Brown Butter Baked Quahog Clams with Horseradish Hollandaise Sauce

Serves 4-6

2-4 Roasted Garlic Cloves, pureed
1 cup breadcrumbs (preferably homemade)
1/4 cup freshly grated parmesan cheese
2 tsp finely chopped parsley
2 tsp finely chopped Oregano
2 tsp finely chopped Thyme
3 tablespoons extra-virgin olive oil
Salt & freshly ground black pepper
12 Quahog Clams
2 tablespoons lemon juice
4-6 tablespoons butter, melted

Over medium heat begin to toast garlic in a sauté pan. Continue to toast garlic until garlic is brown on outside. Pour into bowl and set aside. Over low heat slowly start to melt mutter. Continue to cook butter until it begins to smell like hazelnuts, being careful not to burn. Once butter begins to look brown and begins to smell like hazelnuts add breadcrumbs and sauté for another 1 -2 minutes over very low heat. Combine the toasted bread crumbs, roasted garlic, parmesan, parsley, oregano, thyme, olive oil, salt, and pepper in a small bowl and stir to combine.

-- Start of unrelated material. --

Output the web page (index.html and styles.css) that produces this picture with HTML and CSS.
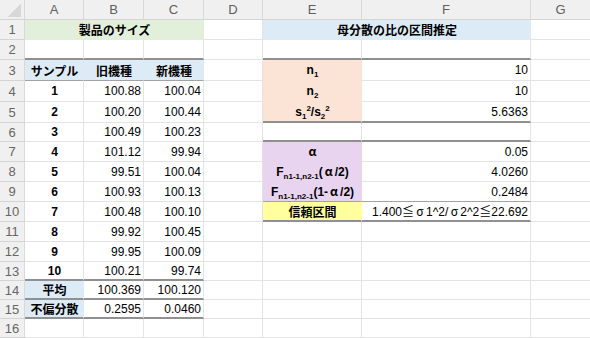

Wash clams very well to remove any sediment. Open clams with clam or oyster knife and place on a baking sheet, using a thin bed of rock salt to stabilize them if desired.

Top with the bread crumb mixture and drizzle with the melted butter. Cook in preheated Oven at 400 degrees until the topping is golden brown and the clams are bubbling, about 3-5 minutes. Garnish with lemon and Lime Zest.

Horseradish Hollandaise
1/2 pound ( 1/2 stick) unsalted butter.
1/4 cup drained prepared horseradish
1 Tablespoon white wine vinegar
1 Tablespoon heavy cream
2 egg yolks
1 Tablespoon water
1/2 teaspoon kosher salt

Melt the butter in a small saucepan over medium heat. Keep warm.

To make the horseradish puree: Place the horseradish, vinegar, and cream in a blender. Puree until smooth, stopping from time to time to scrape down the sides with a rubber spatula. Scrape into a bowl and reserve.

Place the egg yolks in a slightly larger non-reactive saucepan. Whisk in the water and the salt. Place over medium-low heat. Slowly pour the warm butter into the egg yolks, whisking constantly. After all the butter has been incorporated, continue whisking approximately 3 to 5 minutes over the heat, until the sauce is light and fluffy and has almost doubled in volume. Remove from heat and continue whisking until the sauce is skin temperature.

Whisk in horseradish puree and season to taste.

Top baked clams with hollandaise sauce and serve.